İçişleri Bakan Yardımcısı ve Bakanlık Sözcüsü İsmail Çataklı, yaptığı yazılı açıklamada, 15 Temmuz 2016’da gerçekleşen hain darbe girişiminin yıldönümünün yaklaştığı günlerde, maksatlı şekilde ortaya atılan mesnetsiz iddianın, bu yıl da ’20 tugayı donatacak silah kayıp’ başlığıyla yeniden servis edildiğini bildirdi.
“BAŞKA BİR SİLAH KAYBI MEVCUT DEĞİL”
Çataklı, “Söz konusu dönemde İçişleri Bakanlığı bünyesinde bağlı kurumlardan Emniyet Genel Müdürlüğü ve Jandarma Genel Komutanlığı envanterinde bulunan silahlardan, mezkür haberlerde iddia edilen miktarlarda bir sayısal eksiklik, kesinlikle söz konusu değildir. Konuya ilişkin olarak envanter sayımlarıyla da teyit edilen resmi veriler şu şekildedir: Jandarma Genel Komutanlığı envanterinde kayıtlı 7 adet MP5 Makineli Tabanca, 15 Temmuz 2016 gecesi halka karşı kullanılmak üzere darbeciler tarafından depolardan gasp edilmiş, çatışmalarda kaybolduğu anlaşılmıştır. Bugüne kadar kayıp silahların bulunması mümkün olmamıştır. Yine aynı hain darbe girişimi sırasında Ankara Emniyet Müdürlüğü’ne yapılan saldırı neticesinde Ankara Emniyet Müdürlüğü envanterine kayıtlı 3 adet G3 Piyade Tüfeği, 11 adet Kalaşnikof Tüfek, 1 adet MP5 Makineli Tabanca, 1 adet kuru sıkı tabanca olmak üzere toplam 16 silah kaybı tespit edilmiş, ayrıca İstanbul’daki olaylar sırasında, İstanbul Emniyet Müdürlüğü envanterine kayıtlı 1 MP5 Makineli tabanca kaybolmuştur. Bugüne kadar kayıp silahların bulunması mümkün olmamıştır. 15 Temmuz hain darbe girişimi kaynaklı olarak, İçişleri Bakanlığı bünyesinde başkaca herhangi bir silah kaybı mevcut değildir” dedi.

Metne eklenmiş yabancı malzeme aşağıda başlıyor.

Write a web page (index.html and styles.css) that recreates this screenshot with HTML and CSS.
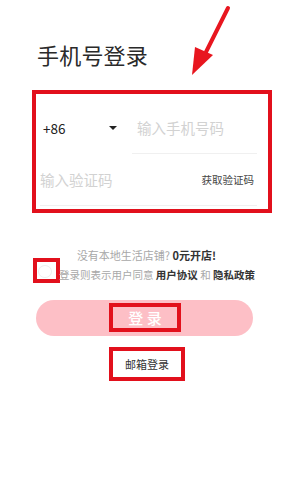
FILE: index.html
```html
<!DOCTYPE html>
<html lang="zh-CN">
<head>
<meta charset="utf-8">
<title>手机号登录</title>
<link rel="stylesheet" href="styles.css">
</head>
<body>
<div class="page">
  <h1 class="title">手机号登录</h1>
  <svg class="arrow" width="60" height="80" viewBox="0 0 60 80" aria-hidden="true">
    <line x1="48" y1="8" x2="26" y2="52" stroke="#e8161f" stroke-width="4" stroke-linecap="round"/>
    <polygon points="12,75 15,47 33,55" fill="#e8161f"/>
  </svg>

  <div class="form-box">
    <div class="row phone-row">
      <div class="country">
        <span class="code">+86</span>
        <span class="caret"></span>
      </div>
      <div class="input-wrap phone-input">
        <span class="placeholder">输入手机号码</span>
      </div>
    </div>
    <div class="row code-row">
      <span class="placeholder">输入验证码</span>
      <span class="get-code">获取验证码</span>
    </div>
  </div>

  <p class="promo">没有本地生活店铺? <b>0元开店!</b></p>
  <div class="agree-row">
    <span class="check-box"><span class="circle"></span></span>
    <p class="agree-text">登录则表示用户同意 <b>用户协议</b> 和 <b>隐私政策</b></p>
  </div>

  <div class="login-btn">
    <span class="login-label">登 录</span>
  </div>

  <div class="mail-login">邮箱登录</div>
</div>
</body>
</html>
```
FILE: styles.css
```css
* { box-sizing: border-box; }
html, body {
  margin: 0;
  padding: 0;
  background: #ffffff;
}
body {
  font-family: "Noto Sans CJK SC", "Noto Sans", sans-serif;
  color: #333;
  width: 291px;
  height: 500px;
  overflow: hidden;
}
.page {
  position: relative;
  padding-top: 41px;
}
.title {
  margin: 0 0 0 37px;
  font-size: 22px;
  line-height: 26px;
  font-weight: 400;
  color: #2a2a2a;
  letter-spacing: 0.2px;
}
.arrow {
  position: absolute;
  left: 180px;
  top: 0;
}
.form-box {
  margin: 23px 0 0 32px;
  width: 240px;
  border: 4px solid #e2101c;
  padding: 0 11px 3px 4px;
}
.row {
  display: flex;
  align-items: center;
}
.phone-row {
  height: 60px;
  align-items: stretch;
}
.country {
  width: 92px;
  display: flex;
  align-items: center;
  padding: 8px 0 0 3px;
  height: 59px;
}
.code {
  font-size: 13.5px;
  color: #222;
  line-height: 20px;
}
.caret {
  margin-left: 44px;
  width: 0;
  height: 0;
  border-left: 4px solid transparent;
  border-right: 4px solid transparent;
  border-top: 4px solid #222;
}
.phone-input {
  flex: 1;
  border-bottom: 1px solid #f0f0f0;
  display: flex;
  align-items: center;
  padding: 8px 0 0 5px;
}
.placeholder {
  font-size: 14.5px;
  line-height: 20px;
  color: #d2d2d2;
}
.code-row {
  justify-content: space-between;
  padding: 16px 3px 15px 0;
  border-bottom: 1px solid #f0f0f0;
}
.get-code {
  font-size: 10.5px;
  line-height: 20px;
  color: #444;
}
.promo {
  margin: 34px 0 0;
  text-align: center;
  font-size: 11px;
  line-height: 16px;
  color: #a8a8a8;
  padding-left: 2px;
}
.promo b, .agree-text b {
  color: #333;
  font-weight: 700;
}
.agree-row {
  display: flex;
  align-items: flex-start;
  margin: -5px 0 0 33px;
}
.check-box {
  width: 27px;
  height: 25px;
  border: 4px solid #e2101c;
  display: flex;
  align-items: flex-end;
  padding: 0 0 1px 1px;
  flex: none;
}
.circle {
  width: 14px;
  height: 13px;
  border: 1px solid #eeeeee;
  border-radius: 50%;
}
.agree-text {
  margin: 9px 0 0 -1px;
  font-size: 10.5px;
  line-height: 16px;
  color: #a8a8a8;
  white-space: nowrap;
}
.login-btn {
  margin: 17px 0 0 36px;
  width: 217px;
  height: 36px;
  border-radius: 18px;
  background: #fdbfc6;
  display: flex;
  justify-content: center;
  align-items: flex-start;
  padding-top: 3px;
}
.login-label {
  width: 72px;
  height: 29px;
  border: 4px solid #e2101c;
  color: #fff;
  font-size: 15px;
  line-height: 21px;
  text-align: center;
  font-weight: 500;
  margin-left: 1px;
}
.mail-login {
  margin: 11px 0 0 109px;
  width: 76px;
  height: 34px;
  border: 4px solid #e2101c;
  font-size: 11px;
  line-height: 26px;
  text-align: center;
  color: #333;
}
```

“KENDİLİĞİNDEN ORTAYA ÇIKACAKTIR”
Çataklı, bakanlığın 2017 yılı İdari Faaliyet Raporunda belirtilen rakamın, sivil vatandaşların kaybettikleri silahları da içeren 1944’ten 2017’nin sonuna kadar ki 73 yıllık toplam sayı olduğunu belirterek, “Bu rakamın 15 Temmuz ile hiçbir ilgisi yoktur. Bu itibarla, detayları yukarıda arz edilenler dışında, İçişleri Bakanlığı envanterinden başka bir silah kaybı yoktur. Kaldı ki, ilgili birimlerimizin personel sayısı dikkate alındığında, söz konusu iddialarda geçen miktarların tutarsızlığı kendiliğinden ortaya çıkacaktır. Kaybolduğu iddia silah sayısı, o günlerdeki tüm Jandarma ve Emniyet personel sayısının yaklaşık üçte birine tekabül etmektedir. Devlet ciddiyeti içerisinde böyle bir eksikliğin olamayacağı, elbette ki izaha muhtaç değildir” ifadesini kullandı.